Thankfully, at least one major media outlet, Time Magazine, has now addressed (albeit briefly) the free trade policies at the center of the immigration issue. In its coverage today, the magazine explains exactly how free trade and immigration are connected:

"When Bush, Fox and Canadian Prime Minister Stephen Harper meet today in Cancún to discuss the continent's dysfunctional immigration situation, they might consider that one solution lies not so much in guest-worker programs or a 2,000-mile-long border fence, but in trade""namely, a revision of NAFTA, the North American Free Trade Agreement. Perhaps they should ask why NAFTA""which took effect 12 years ago amid promises to raise the fortunes of Mexico's beleaguered workers""hasn't done more to reduce desperate labor migration over the U.S. border. That illegal flow, about a million migrants a year, is as heavy as ever...Free trade has also failed to generate enough U.S. and other foreign investment in new industries and small- and medium-size businesses""and, as a result, hasn't created enough new Mexican jobs. Even when new jobs do appear, the nation's unforgiving low-wage business culture""the dark shame of Mexico's political and economic leaders, which NAFTA was also supposed to reform""makes sure that they still often pay in a day what similar work would pay in an hour in the U.S. Add the recent deluge of dirt-cheap Chinese imports into North America that are taking business previously provided by Mexico, and the urgency for Mexican workers to head north only heightens."

Think of it like the concept behind the Academy Award-winning movie Traffic. The movie makes the compelling point that the way to really address the drug issue is to address not just supply through interdiction of drugs in Latin America, but consumer demand for the drugs themselves. You tamp down demand, and you go a long way towards addressing the issue.

But with immigration and trade, we've done exactly the opposite - our trade policy has actually ratcheted up the desire of millions of Mexican workers to come to our country. Ten years after NAFTA, the Washington Post reports that 19 million more Mexicans are living in poverty. Similarly, former Labor Secretary Robert Reich notes in today's New York Times that "Mexico's real wages are lower than they were before [NAFTA]" and economic inequality has grown.

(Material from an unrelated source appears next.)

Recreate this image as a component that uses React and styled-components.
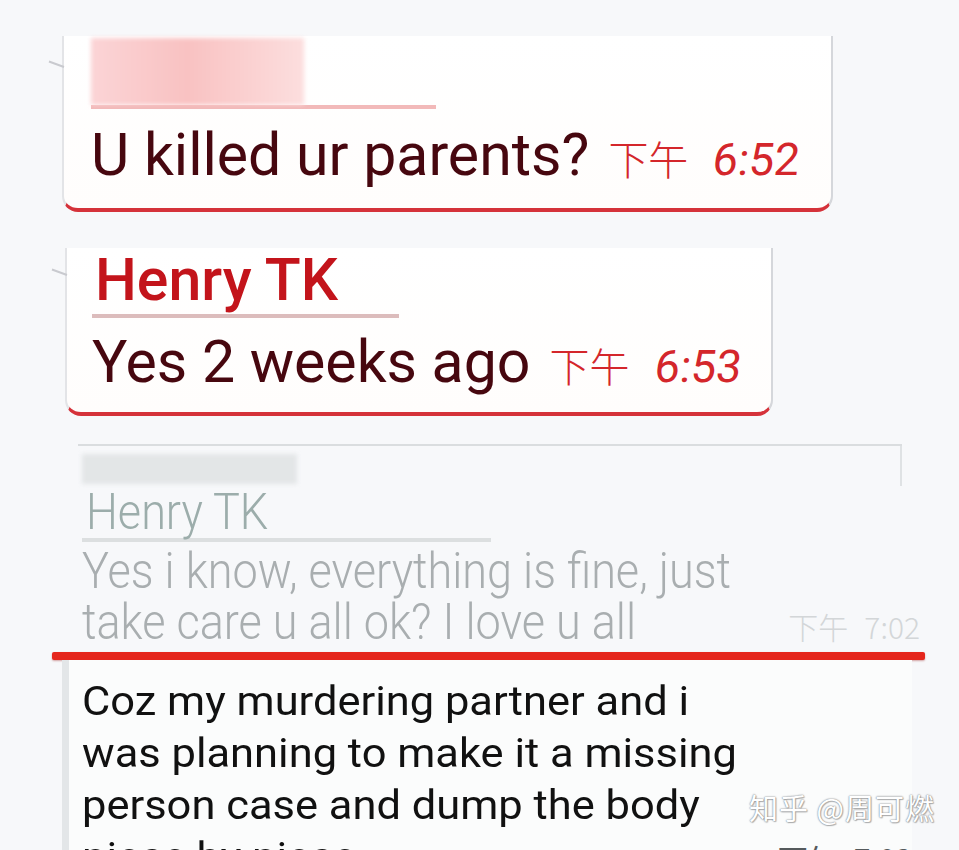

That means millions more Mexicans potentially have an even more intense desire to head to America to better their economic situation. Had our trade policy actually included real labor, human rights, wage and other economic development provisions, maybe 19 million fewer Mexicans might be living in poverty. That would likely mean less desire by millions of Mexicans to head north of the border because things were actually developing well in their home country. And, of course, this says nothing of our government's unwillingness to seriously crack down on big employers here at home who exploit illegal immigrant labor, and thus further fuel the incentive/demand for illegal immigration in general.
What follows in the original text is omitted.